=== COLLECTED DATA ===
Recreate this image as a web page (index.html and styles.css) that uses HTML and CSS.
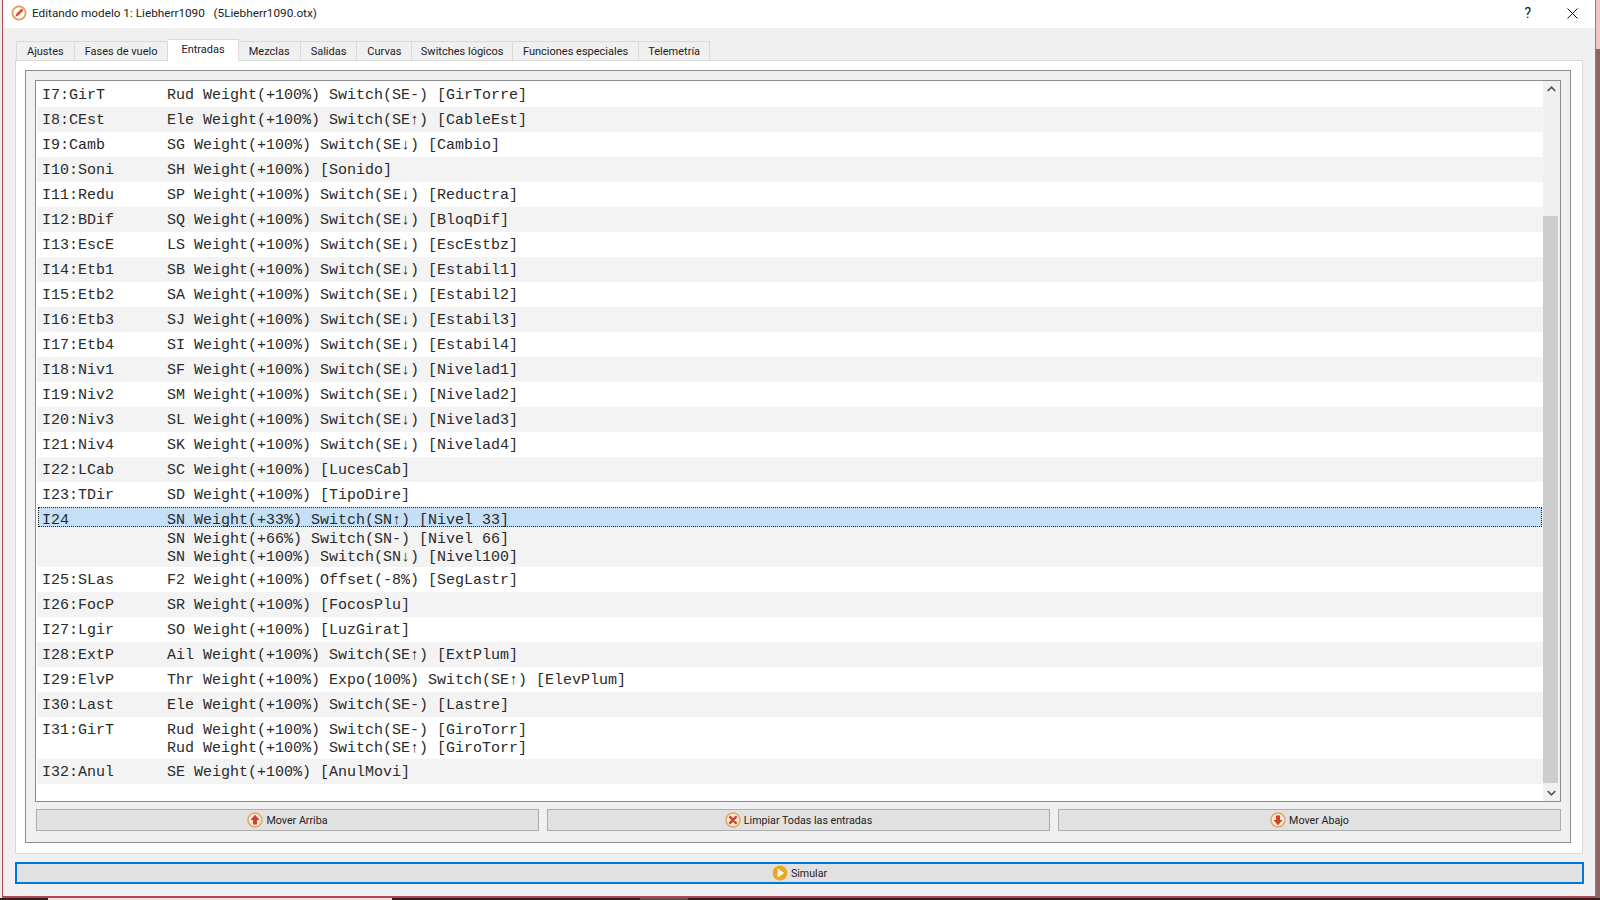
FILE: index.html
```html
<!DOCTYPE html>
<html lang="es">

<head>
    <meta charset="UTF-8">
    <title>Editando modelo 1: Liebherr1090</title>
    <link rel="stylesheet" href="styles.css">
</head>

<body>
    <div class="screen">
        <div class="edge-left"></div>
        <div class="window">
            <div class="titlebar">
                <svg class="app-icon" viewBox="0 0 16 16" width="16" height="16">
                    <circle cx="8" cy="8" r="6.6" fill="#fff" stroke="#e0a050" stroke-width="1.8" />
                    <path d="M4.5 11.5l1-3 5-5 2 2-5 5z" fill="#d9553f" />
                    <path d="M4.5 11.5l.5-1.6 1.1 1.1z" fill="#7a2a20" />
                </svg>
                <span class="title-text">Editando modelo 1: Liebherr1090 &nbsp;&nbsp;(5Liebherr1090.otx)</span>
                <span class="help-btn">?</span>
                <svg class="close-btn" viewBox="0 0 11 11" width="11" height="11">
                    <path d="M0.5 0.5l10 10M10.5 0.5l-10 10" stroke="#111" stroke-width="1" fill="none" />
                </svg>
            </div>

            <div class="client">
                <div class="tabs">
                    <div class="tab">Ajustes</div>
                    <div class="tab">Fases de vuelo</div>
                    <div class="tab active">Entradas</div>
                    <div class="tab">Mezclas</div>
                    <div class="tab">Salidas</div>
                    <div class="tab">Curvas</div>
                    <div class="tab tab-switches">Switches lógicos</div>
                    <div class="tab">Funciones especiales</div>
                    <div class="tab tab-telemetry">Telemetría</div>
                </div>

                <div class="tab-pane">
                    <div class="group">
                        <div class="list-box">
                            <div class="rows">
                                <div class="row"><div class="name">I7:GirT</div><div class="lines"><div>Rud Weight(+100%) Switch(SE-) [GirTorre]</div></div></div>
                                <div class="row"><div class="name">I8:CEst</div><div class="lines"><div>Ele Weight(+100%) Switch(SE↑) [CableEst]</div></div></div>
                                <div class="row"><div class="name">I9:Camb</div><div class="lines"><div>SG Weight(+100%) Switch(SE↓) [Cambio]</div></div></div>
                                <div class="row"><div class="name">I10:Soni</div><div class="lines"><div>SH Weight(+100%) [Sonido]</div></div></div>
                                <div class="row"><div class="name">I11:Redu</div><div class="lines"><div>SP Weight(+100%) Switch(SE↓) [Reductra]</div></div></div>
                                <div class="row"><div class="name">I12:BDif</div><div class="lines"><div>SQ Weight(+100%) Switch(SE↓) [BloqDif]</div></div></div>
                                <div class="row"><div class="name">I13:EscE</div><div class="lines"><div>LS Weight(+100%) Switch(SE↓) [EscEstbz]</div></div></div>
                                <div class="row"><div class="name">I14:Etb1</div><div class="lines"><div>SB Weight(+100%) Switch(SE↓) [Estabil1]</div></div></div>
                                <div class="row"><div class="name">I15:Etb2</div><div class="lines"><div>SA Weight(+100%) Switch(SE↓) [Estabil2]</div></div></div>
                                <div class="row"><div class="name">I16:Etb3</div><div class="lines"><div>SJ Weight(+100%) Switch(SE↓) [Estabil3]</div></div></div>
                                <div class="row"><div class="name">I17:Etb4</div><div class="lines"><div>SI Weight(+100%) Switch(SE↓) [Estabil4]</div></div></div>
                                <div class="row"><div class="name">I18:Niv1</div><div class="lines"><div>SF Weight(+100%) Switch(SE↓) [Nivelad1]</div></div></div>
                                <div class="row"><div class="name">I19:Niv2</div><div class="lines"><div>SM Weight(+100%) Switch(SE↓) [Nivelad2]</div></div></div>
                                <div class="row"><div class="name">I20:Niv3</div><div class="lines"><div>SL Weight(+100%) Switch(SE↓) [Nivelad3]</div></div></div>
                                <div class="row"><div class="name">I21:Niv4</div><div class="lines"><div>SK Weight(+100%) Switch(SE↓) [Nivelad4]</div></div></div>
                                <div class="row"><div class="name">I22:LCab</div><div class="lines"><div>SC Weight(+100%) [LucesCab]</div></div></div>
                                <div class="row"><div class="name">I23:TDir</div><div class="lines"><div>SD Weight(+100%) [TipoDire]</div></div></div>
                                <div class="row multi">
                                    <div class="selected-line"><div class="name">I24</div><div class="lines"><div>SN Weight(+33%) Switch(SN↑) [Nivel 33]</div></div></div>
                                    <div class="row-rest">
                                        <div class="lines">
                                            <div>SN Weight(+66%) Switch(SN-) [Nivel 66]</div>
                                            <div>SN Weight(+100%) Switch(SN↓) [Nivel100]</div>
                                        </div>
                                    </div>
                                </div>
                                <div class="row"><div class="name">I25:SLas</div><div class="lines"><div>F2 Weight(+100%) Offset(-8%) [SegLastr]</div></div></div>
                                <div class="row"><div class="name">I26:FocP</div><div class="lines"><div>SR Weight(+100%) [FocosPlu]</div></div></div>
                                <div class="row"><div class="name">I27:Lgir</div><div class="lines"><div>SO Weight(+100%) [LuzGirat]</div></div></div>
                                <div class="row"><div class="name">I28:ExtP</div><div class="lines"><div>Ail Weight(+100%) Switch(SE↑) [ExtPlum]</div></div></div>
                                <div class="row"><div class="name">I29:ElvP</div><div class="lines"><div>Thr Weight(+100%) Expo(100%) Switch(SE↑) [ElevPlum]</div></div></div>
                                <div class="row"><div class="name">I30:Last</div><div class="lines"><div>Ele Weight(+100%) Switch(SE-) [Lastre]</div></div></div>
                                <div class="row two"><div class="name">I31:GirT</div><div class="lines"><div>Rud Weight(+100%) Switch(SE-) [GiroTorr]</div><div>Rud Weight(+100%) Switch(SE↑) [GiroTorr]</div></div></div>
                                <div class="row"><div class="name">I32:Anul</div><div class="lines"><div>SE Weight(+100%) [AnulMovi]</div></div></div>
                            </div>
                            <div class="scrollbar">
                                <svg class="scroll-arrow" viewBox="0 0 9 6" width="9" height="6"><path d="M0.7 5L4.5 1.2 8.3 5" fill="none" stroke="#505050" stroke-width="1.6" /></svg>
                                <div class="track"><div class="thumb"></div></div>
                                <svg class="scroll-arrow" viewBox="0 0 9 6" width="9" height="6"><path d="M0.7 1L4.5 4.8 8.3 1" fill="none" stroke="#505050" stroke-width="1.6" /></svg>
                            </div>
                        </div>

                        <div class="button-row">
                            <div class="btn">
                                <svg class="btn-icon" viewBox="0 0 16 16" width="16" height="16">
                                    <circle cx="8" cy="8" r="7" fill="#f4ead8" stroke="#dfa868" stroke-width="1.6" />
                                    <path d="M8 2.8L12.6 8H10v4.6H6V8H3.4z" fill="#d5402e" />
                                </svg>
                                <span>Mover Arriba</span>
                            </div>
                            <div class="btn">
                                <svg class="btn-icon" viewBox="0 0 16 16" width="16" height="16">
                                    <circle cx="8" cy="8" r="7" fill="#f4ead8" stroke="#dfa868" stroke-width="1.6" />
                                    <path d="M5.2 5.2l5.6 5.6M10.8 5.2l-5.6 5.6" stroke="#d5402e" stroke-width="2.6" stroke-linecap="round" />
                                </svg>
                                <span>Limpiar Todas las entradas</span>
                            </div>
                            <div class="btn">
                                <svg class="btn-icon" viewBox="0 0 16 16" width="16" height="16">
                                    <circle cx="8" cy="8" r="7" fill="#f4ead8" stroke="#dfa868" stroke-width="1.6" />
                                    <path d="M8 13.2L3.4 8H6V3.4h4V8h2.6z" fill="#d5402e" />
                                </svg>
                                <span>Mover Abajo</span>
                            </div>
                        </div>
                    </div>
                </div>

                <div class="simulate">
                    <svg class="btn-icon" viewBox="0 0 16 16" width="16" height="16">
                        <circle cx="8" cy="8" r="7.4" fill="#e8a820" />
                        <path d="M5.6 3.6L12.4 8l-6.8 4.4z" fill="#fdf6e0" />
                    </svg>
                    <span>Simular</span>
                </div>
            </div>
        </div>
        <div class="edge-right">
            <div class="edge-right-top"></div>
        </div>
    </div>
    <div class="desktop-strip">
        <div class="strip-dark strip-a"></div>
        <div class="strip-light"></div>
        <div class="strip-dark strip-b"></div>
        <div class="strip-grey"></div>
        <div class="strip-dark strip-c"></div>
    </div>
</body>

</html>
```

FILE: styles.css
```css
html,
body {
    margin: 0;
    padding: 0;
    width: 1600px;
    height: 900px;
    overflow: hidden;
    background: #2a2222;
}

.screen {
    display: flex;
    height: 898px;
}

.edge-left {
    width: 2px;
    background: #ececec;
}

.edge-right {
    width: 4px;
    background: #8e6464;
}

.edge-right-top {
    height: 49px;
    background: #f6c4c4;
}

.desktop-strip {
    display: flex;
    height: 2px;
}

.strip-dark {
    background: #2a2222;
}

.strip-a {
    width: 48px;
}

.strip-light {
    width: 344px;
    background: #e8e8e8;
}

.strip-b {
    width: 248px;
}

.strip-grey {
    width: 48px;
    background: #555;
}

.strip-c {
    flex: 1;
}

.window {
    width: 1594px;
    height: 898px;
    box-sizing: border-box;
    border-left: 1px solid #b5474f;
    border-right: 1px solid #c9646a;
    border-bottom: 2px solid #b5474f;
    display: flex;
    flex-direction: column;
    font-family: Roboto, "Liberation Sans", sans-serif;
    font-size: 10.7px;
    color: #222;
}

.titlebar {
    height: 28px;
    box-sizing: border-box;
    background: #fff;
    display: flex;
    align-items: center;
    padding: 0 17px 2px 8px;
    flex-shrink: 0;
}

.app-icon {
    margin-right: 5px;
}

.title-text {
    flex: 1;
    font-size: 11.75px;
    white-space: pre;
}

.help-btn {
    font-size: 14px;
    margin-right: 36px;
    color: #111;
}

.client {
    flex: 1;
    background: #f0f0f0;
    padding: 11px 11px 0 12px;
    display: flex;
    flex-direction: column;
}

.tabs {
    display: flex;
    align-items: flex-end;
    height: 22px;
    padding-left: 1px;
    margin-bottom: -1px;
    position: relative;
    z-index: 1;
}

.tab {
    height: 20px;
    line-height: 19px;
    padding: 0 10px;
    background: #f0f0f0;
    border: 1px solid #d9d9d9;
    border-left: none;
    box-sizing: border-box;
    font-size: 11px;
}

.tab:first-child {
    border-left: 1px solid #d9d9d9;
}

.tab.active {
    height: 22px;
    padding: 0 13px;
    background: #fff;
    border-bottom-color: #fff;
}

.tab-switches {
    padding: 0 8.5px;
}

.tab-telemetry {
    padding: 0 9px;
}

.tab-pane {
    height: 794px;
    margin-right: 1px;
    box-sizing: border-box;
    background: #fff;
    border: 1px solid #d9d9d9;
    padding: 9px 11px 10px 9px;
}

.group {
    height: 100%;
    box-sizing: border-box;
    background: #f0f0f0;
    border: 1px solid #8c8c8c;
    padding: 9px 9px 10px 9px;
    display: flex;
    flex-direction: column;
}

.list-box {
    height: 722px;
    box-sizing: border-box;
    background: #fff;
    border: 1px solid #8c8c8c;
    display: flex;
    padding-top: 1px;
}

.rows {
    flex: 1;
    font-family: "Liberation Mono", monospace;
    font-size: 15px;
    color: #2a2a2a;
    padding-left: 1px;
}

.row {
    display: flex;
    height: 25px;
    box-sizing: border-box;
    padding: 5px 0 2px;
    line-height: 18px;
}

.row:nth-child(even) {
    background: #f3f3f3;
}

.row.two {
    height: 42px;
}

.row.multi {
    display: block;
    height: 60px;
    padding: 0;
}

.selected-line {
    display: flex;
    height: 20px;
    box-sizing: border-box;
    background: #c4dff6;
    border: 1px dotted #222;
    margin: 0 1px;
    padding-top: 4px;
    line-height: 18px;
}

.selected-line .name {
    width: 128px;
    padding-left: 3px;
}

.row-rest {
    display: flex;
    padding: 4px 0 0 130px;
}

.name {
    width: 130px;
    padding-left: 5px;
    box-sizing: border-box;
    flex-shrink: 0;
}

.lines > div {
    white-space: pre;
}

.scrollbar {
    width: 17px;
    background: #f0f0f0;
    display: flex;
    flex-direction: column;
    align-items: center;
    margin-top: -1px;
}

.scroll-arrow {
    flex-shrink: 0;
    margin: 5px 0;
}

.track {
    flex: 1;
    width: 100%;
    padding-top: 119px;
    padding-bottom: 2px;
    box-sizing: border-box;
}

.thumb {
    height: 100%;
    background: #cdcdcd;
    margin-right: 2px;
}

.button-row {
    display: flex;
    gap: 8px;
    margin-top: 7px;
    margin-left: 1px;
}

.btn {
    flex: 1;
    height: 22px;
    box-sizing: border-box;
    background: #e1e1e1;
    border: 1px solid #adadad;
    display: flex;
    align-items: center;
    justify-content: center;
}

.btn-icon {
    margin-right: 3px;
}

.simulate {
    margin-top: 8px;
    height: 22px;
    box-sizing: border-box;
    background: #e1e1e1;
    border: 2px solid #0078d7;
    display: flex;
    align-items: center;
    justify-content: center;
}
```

=== TASK TO COMPLETE ===
Collect each line containing the string "index".

=== ANSWER TO THIS EXERCISE ===
Recreate this image as a web page (index.html and styles.css) that uses HTML and CSS.
FILE: index.html
    z-index: 1;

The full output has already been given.